-- START OF INFORMATION PROVIDED --

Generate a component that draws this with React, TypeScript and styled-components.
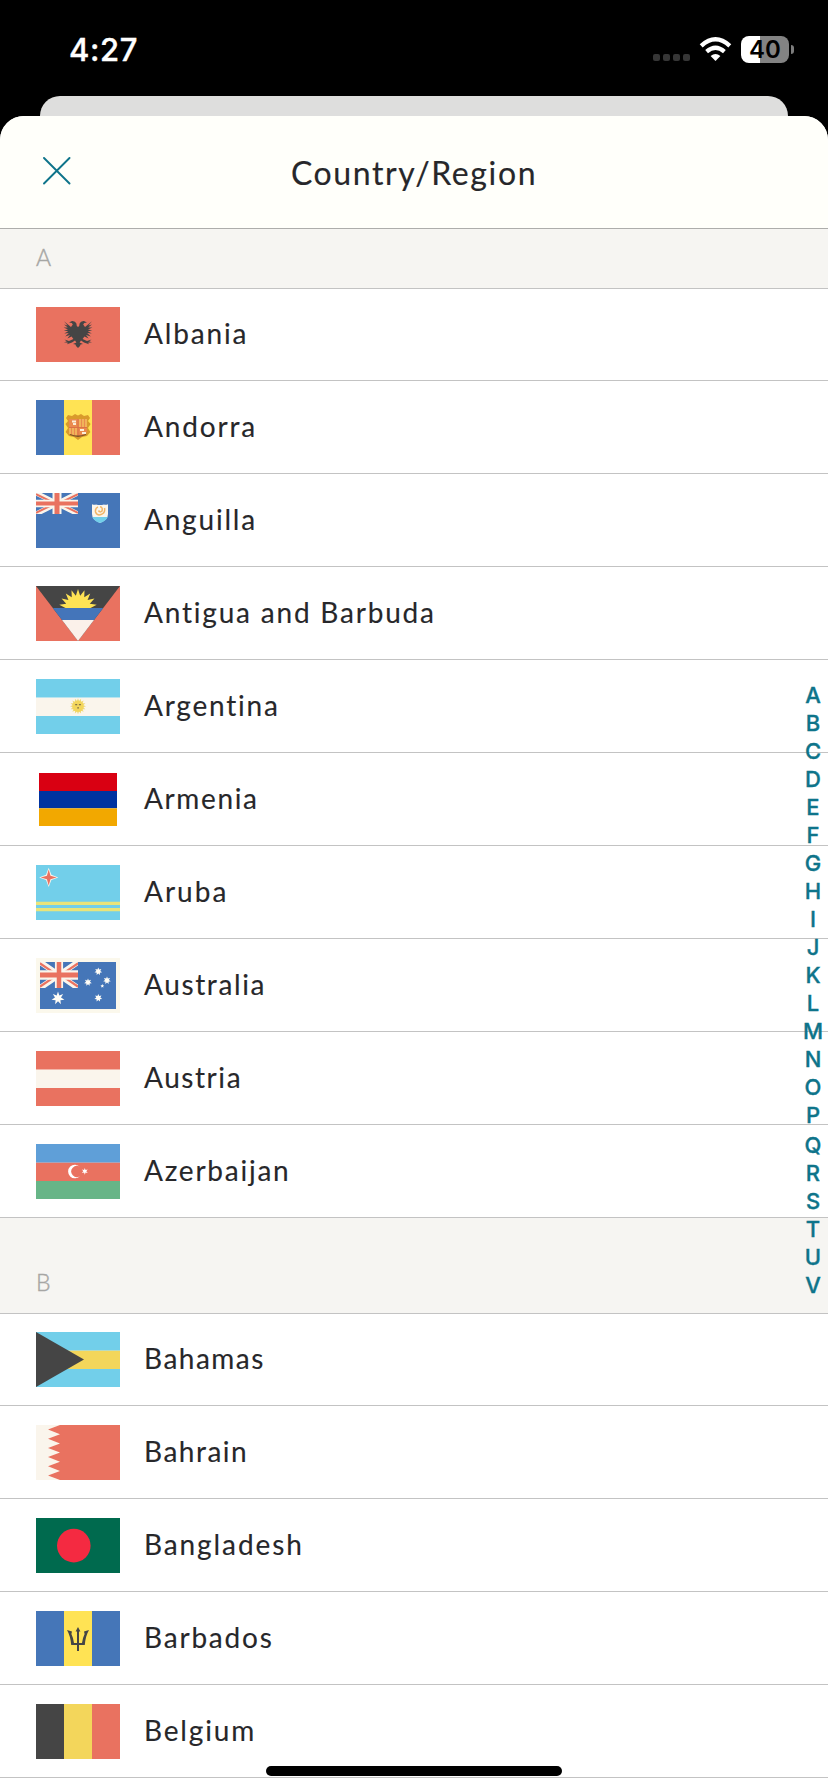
import React from "react";
import styled, { createGlobalStyle } from "styled-components";

const Global = createGlobalStyle`
  * { box-sizing: border-box; }
  body { margin: 0; background: #000; }
`;

const RED = "#e97260";
const BLUE = "#4576b8";
const SKY = "#72cfea";
const YELLOW = "#ffe354";
const GOLD = "#f3d65b";
const CREAM = "#faf5ec";
const DARK = "#454545";

const Screen = styled.div`
  position: relative;
  width: 828px;
  height: 1792px;
  overflow: hidden;
  display: flex;
  flex-direction: column;
  background: #000;
  color: #27272a;
  font-family: Lato, "Liberation Sans", sans-serif;
`;

const StatusBar = styled.div`
  flex: none;
  height: 96px;
  display: flex;
  align-items: flex-start;
  justify-content: space-between;
  padding: 36px 34px 0 69px;
`;

const Clock = styled.div`
  font: 500 31px/28px Inter, sans-serif;
  letter-spacing: 0.6px;
  color: #fff;
  -webkit-text-stroke: 0.4px #fff;
`;

const StatusIcons = styled.div`
  display: flex;
  align-items: flex-start;
  height: 28px;
`;

const Dots = styled.div`
  display: flex;
  gap: 3px;
  padding-top: 18px;
  margin-right: 9px;
`;

const Dot = styled.span`
  width: 7px;
  height: 7px;
  border-radius: 2px;
  background: #363636;
`;

const WifiSvg = styled.svg`
  display: block;
  width: 33px;
  height: 26px;
  margin-right: 9px;
`;

const Battery = styled.div`
  width: 48px;
  height: 27px;
  border-radius: 8px;
  background: linear-gradient(to right, #fff 19px, #838383 19px);
  color: #000;
  font: 600 24px/28px Inter, sans-serif;
  text-align: center;
`;

const BatteryCap = styled.span`
  width: 3px;
  height: 9px;
  margin: 9px 0 0 2px;
  border-radius: 0 4px 4px 0;
  background: #7c7c7c;
`;

const BackCard = styled.div`
  flex: none;
  height: 20px;
  margin: 0 40px;
  border-radius: 20px 20px 0 0;
  background: #dededd;
`;

const Sheet = styled.div`
  flex: 1;
  border-radius: 24px 24px 0 0;
  overflow: hidden;
  background: #fff;
`;

const SheetHeader = styled.header`
  height: 113px;
  display: grid;
  grid-template-columns: 100px 1fr 100px;
  background: #fffffa;
  border-bottom: 1px solid #adadab;
`;

const CloseButton = styled.button`
  width: 28px;
  height: 28px;
  margin: 41px 0 0 43px;
  padding: 0;
  border: 0;
  background: none;
  svg { display: block; }
`;

const Title = styled.h1`
  margin: 38px 0 0;
  font-size: 32px;
  line-height: 38px;
  font-weight: 400;
  letter-spacing: 1.6px;
  text-align: center;
  -webkit-text-stroke: 0.15px currentColor;
`;

const SectionHeader = styled.h2<{ $height: number }>`
  display: flex;
  align-items: flex-end;
  height: ${(p) => p.$height}px;
  margin: 0;
  padding: 0 0 16px 36px;
  background: #f6f5f2;
  border-bottom: 1px solid #c3c3c3;
  color: #a6a6a4;
  font-size: 23px;
  line-height: 30px;
  font-weight: 300;
  -webkit-text-stroke: 0.4px currentColor;
`;

const List = styled.ul`
  margin: 0;
  padding: 0;
  list-style: none;
`;

const Row = styled.li`
  display: flex;
  align-items: flex-end;
  gap: 24px;
  height: 93px;
  padding: 0 36px 18px;
  border-bottom: 1px solid #c3c3c3;
  &:first-child { height: 92px; }
`;

const FlagSvg = styled.svg`
  display: block;
  flex: none;
  width: 84px;
  height: 55px;
`;

const Name = styled.span<{ $spacing: number }>`
  padding-bottom: 11px;
  font-size: 28px;
  line-height: 36px;
  letter-spacing: ${(p) => p.$spacing}px;
  white-space: nowrap;
  -webkit-text-stroke: 0.12px currentColor;
`;

const IndexBar = styled.nav`
  position: absolute;
  top: 681px;
  right: 0;
  width: 30px;
  display: flex;
  flex-direction: column;
  color: #0e748a;
  font: 500 22px/28px Inter, sans-serif;
  text-align: center;
  -webkit-text-stroke: 0.35px currentColor;
`;

const IndexLetter = styled.span<{ $gap?: boolean }>`
  height: 28px;
  margin-top: ${(p) => (p.$gap ? 2 : 0)}px;
`;

const HomeIndicator = styled.div`
  position: absolute;
  left: 266px;
  bottom: 16px;
  width: 296px;
  height: 10px;
  border-radius: 5px;
  background: #000;
`;

function starPoints(cx: number, cy: number, n: number, outer: number, inner: number) {
  return Array.from({ length: n * 2 }, (_, i) => {
    const r = i % 2 ? inner : outer;
    const a = (Math.PI * i) / n - Math.PI / 2;
    return `${(cx + r * Math.cos(a)).toFixed(2)},${(cy + r * Math.sin(a)).toFixed(2)}`;
  }).join(" ");
}

const Horizontal = ({ colors }: { colors: string[] }) => (
  <>
    <rect width="84" height="18.7" fill={colors[0]} />
    <rect y="18.7" width="84" height="18.3" fill={colors[1]} />
    <rect y="37" width="84" height="18" fill={colors[2]} />
  </>
);

const Vertical = ({ colors }: { colors: string[] }) => (
  <>
    {colors.map((c, i) => (
      <rect key={i} x={i * 28} width="28" height="55" fill={c} />
    ))}
  </>
);

const UnionJack = ({ x, y, w, h }: { x: number; y: number; w: number; h: number }) => (
  <svg x={x} y={y} width={w} height={h} viewBox="0 0 42 21" preserveAspectRatio="none">
    <path d="M0 0L42 21M42 0L0 21" stroke={CREAM} strokeWidth="5" />
    <path d="M0 1.2L17 9.5M42 19.8L25 11.5M42 1.2L25 9.5M0 19.8L17 11.5" stroke={RED} strokeWidth="2" />
    <path d="M21 0V21" stroke={CREAM} strokeWidth="9" />
    <path d="M0 10.5H42" stroke={CREAM} strokeWidth="7.6" />
    <path d="M21 0V21" stroke={RED} strokeWidth="5" />
    <path d="M0 10.5H42" stroke={RED} strokeWidth="4.2" />
  </svg>
);

const EAGLE =
  "M42 20L43.2 19L43.6 16.5Q44.6 13.8 48 14L51 15.5L48.2 16L47.2 17.5L49 20L56 14.2L52.4 18.4L56 17.4L52.2 20.4L56.4 20.6L52 22.4L56.2 23.6L51.8 24.2L55.8 26.6L51.2 26L54.8 29.4L50 28L52.6 31.4L48.4 29.6L46.6 32L51 34L55.5 32.4L53.2 34.6L56 35.2L52 35.8L53 37.2L48 35.4L45 33.6L43.6 35.6L47 37L44.5 37.6L44 39L42 41Z";

const flags: Record<string, React.ReactNode> = {
  Albania: (
    <>
      <rect width="84" height="55" fill={RED} />
      <path d={EAGLE} fill={DARK} />
      <path d={EAGLE} fill={DARK} transform="translate(84 0) scale(-1 1)" />
    </>
  ),
  Andorra: (
    <>
      <Vertical colors={[BLUE, YELLOW, RED]} />
      <path
        d="M36 16L39 14L42 15.5L45 14L48 16L52 15L54 18L52 21L54.6 24L52 28L54.4 32L51 36L46 37L42 40L38 37L33 36L29.6 32L32 28L29.4 24L32 21L30 18L32 15Z"
        fill="#d99a2b"
      />
      <path d="M33 19H51V31Q51 36 42 37Q33 36 33 31Z" fill="#ea8a4e" />
      <path d="M44 19V27M47 19V27M50 19V27M34 28V34M37 28V35M40 28V36" stroke="#f6cf62" strokeWidth="1.2" />
      <path d="M36 21.5H40M37 24H40M44 30H48M46 33H50" stroke="#fbeed8" strokeWidth="1.8" />
      <path d="M33 27.5H51M42 19V36" stroke="#d96f45" strokeWidth="0.9" />
      <path d="M34 34.5Q42 38 50 34.5" stroke="#7b5424" strokeWidth="1.3" fill="none" />
    </>
  ),
  Anguilla: (
    <>
      <rect width="84" height="55" fill={BLUE} />
      <UnionJack x={0} y={0} w={42} h={21} />
      <path d="M56 11.2Q58.5 12.4 60 11.4Q64 12.6 68 11.4Q69.5 12.4 72 11.2V21Q72 27 64 30Q56 27 56 21Z" fill={CREAM} />
      <path d="M56.4 24H71.6Q70 28 64 30Q58 28 56.4 24Z" fill={SKY} />
      <path
        d="M62 14Q59 15 59.5 19Q61 23 65 21.5Q69.5 20 68.5 15M64 13.8Q67 14 66 18Q64 20 62.5 17.5"
        fill="none"
        stroke="#f1b566"
        strokeWidth="1.5"
      />
    </>
  ),
  "Antigua and Barbuda": (
    <>
      <rect width="84" height="55" fill={RED} />
      <path d="M0 0H84L42 55Z" fill={DARK} />
      <svg width="84" height="22">
        <polygon points={starPoints(42, 22, 18, 19, 12.5)} fill={YELLOW} />
      </svg>
      <path d="M16.8 22H67.2L58 34H26Z" fill="#4475ba" />
      <path d="M26 34H58L42 55Z" fill="#fbf1ea" />
    </>
  ),
  Argentina: (
    <>
      <Horizontal colors={[SKY, CREAM, SKY]} />
      <polygon points={starPoints(42, 27.2, 16, 8, 5.4)} fill="#f0d97a" />
      <circle cx="42" cy="27.2" r="5.6" fill="#f3d65b" />
      <path d="M39.2 25.6H41.2M42.9 25.6H44.9M41.2 28.8H43" stroke="#857447" strokeWidth="1.3" />
    </>
  ),
  Armenia: (
    <>
      <rect x="3" y="1" width="78" height="18" fill="#d90012" />
      <rect x="3" y="19" width="78" height="17.3" fill="#0033a0" />
      <rect x="3" y="36.3" width="78" height="17.7" fill="#f2a800" />
    </>
  ),
  Aruba: (
    <>
      <rect width="84" height="55" fill={SKY} />
      <path d="M0 38.3H84M0 44.7H84" stroke="#e9e47a" strokeWidth="3.3" />
      <polygon points={starPoints(12.7, 12.4, 4, 9.6, 3.8)} fill={CREAM} />
      <polygon points={starPoints(12.7, 12.4, 4, 8, 2.5)} fill={RED} />
    </>
  ),
  Australia: (
    <>
      <rect width="84" height="55" fill="#fbf8ec" />
      <rect x="4" y="4" width="76" height="47" fill={BLUE} />
      <UnionJack x={4} y={4} w={38} h={26} />
      <g fill="#fffdf6">
        <polygon points={starPoints(22, 40.2, 7, 6.6, 3.1)} />
        <polygon points={starPoints(62.3, 13.4, 7, 3.9, 2)} />
        <polygon points={starPoints(52, 24.3, 7, 3.9, 2)} />
        <polygon points={starPoints(71, 22.4, 7, 3.9, 2)} />
        <polygon points={starPoints(66.3, 28, 5, 2, 0.9)} />
        <polygon points={starPoints(62.3, 40, 7, 4, 2.1)} />
      </g>
    </>
  ),
  Austria: <Horizontal colors={[RED, CREAM, RED]} />,
  Azerbaijan: (
    <>
      <Horizontal colors={["#5f9fd8", RED, "#67b587"]} />
      <path d="M44 23A6.8 6.8 0 1 0 44 32A5.5 5.5 0 1 1 44 23Z" fill="#fff" />
      <polygon points={starPoints(48.8, 27.3, 6, 3.4, 1.5)} fill="#fff" />
    </>
  ),
  Bahamas: (
    <>
      <Horizontal colors={[SKY, GOLD, SKY]} />
      <path d="M0 0L48 27.5L0 55Z" fill={DARK} />
    </>
  ),
  Bahrain: (
    <>
      <rect width="84" height="55" fill={RED} />
      <path
        d="M0 0H24L12 4.6L24 9.2L12 13.8L24 18.4L12 23L24 27.5L12 32.1L24 36.7L12 41.3L24 45.9L12 50.5L24 55H0Z"
        fill={CREAM}
      />
    </>
  ),
  Bangladesh: (
    <>
      <rect width="84" height="55" fill="#006a4e" />
      <circle cx="37.8" cy="27.6" r="16.8" fill="#f42a41" />
    </>
  ),
  Barbados: (
    <>
      <Vertical colors={[BLUE, YELLOW, BLUE]} />
      <path
        d="M42 16L44.4 20.5H43V32H46Q46.6 27 48.6 23L48 20.5L53 19Q49.5 25 48.8 34H43V40H41V34H35.2Q34.5 25 31 19L36 20.5L35.4 23Q37.4 27 38 32H41V20.5H39.6Z"
        fill={DARK}
      />
    </>
  ),
  Belgium: <Vertical colors={[DARK, GOLD, RED]} />,
};

type Country = { name: string; spacing: number };

const sections: { letter: string; height: number; rows: Country[] }[] = [
  {
    letter: "A",
    height: 60,
    rows: [
      { name: "Albania", spacing: 1.83 },
      { name: "Andorra", spacing: 1.83 },
      { name: "Anguilla", spacing: 1.8 },
      { name: "Antigua and Barbuda", spacing: 1.8 },
      { name: "Argentina", spacing: 1.78 },
      { name: "Armenia", spacing: 1.62 },
      { name: "Aruba", spacing: 2 },
      { name: "Australia", spacing: 1.62 },
      { name: "Austria", spacing: 1.56 },
      { name: "Azerbaijan", spacing: 1.76 },
    ],
  },
  {
    letter: "B",
    height: 96,
    rows: [
      { name: "Bahamas", spacing: 1.5 },
      { name: "Bahrain", spacing: 1.5 },
      { name: "Bangladesh", spacing: 1.9 },
      { name: "Barbados", spacing: 1.8 },
      { name: "Belgium", spacing: 1.83 },
    ],
  },
];

export default function App() {
  return (
    <Screen>
      <Global />
      <StatusBar>
        <Clock>4:27</Clock>
        <StatusIcons>
          <Dots>
            <Dot />
            <Dot />
            <Dot />
            <Dot />
          </Dots>
          <WifiSvg viewBox="0 0 33 26" fill="none" stroke="#fff">
            <path d="M2.2 9.8Q16.5 -3.2 30.8 9.8" strokeWidth="4.4" />
            <path d="M7.6 15.6Q16.5 7.8 25.4 15.6" strokeWidth="4.2" />
            <path d="M11.6 20Q16.5 16 21.4 20L16.5 25Z" fill="#fff" stroke="none" />
          </WifiSvg>
          <Battery>40</Battery>
          <BatteryCap />
        </StatusIcons>
      </StatusBar>
      <BackCard />
      <Sheet>
        <SheetHeader>
          <CloseButton aria-label="Close">
            <svg width="28" height="28" fill="none" stroke="#0e748a" strokeWidth="1.9" strokeLinecap="round">
              <path d="M1 1L26.5 26.5M26.5 1L1 26.5" />
            </svg>
          </CloseButton>
          <Title>Country/Region</Title>
        </SheetHeader>
        {sections.map((s) => (
          <section key={s.letter}>
            <SectionHeader $height={s.height}>{s.letter}</SectionHeader>
            <List>
              {s.rows.map(({ name, spacing }) => (
                <Row key={name}>
                  <FlagSvg viewBox="0 0 84 55">{flags[name]}</FlagSvg>
                  <Name $spacing={spacing}>{name}</Name>
                </Row>
              ))}
            </List>
          </section>
        ))}
      </Sheet>
      <IndexBar>
        {"ABCDEFGHIJKLMNOPQRSTUV".split("").map((l) => (
          <IndexLetter key={l} $gap={l === "Q"}>
            {l}
          </IndexLetter>
        ))}
      </IndexBar>
      <HomeIndicator />
    </Screen>
  );
}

-- END OF INFORMATION PROVIDED --

WHAT TO WORK ON: Copy each line of the preceding data that contains the string "React".

EXERCISE OUTPUT:
Generate a component that draws this with React, TypeScript and styled-components.
import React from "react";
const flags: Record<string, React.ReactNode> = {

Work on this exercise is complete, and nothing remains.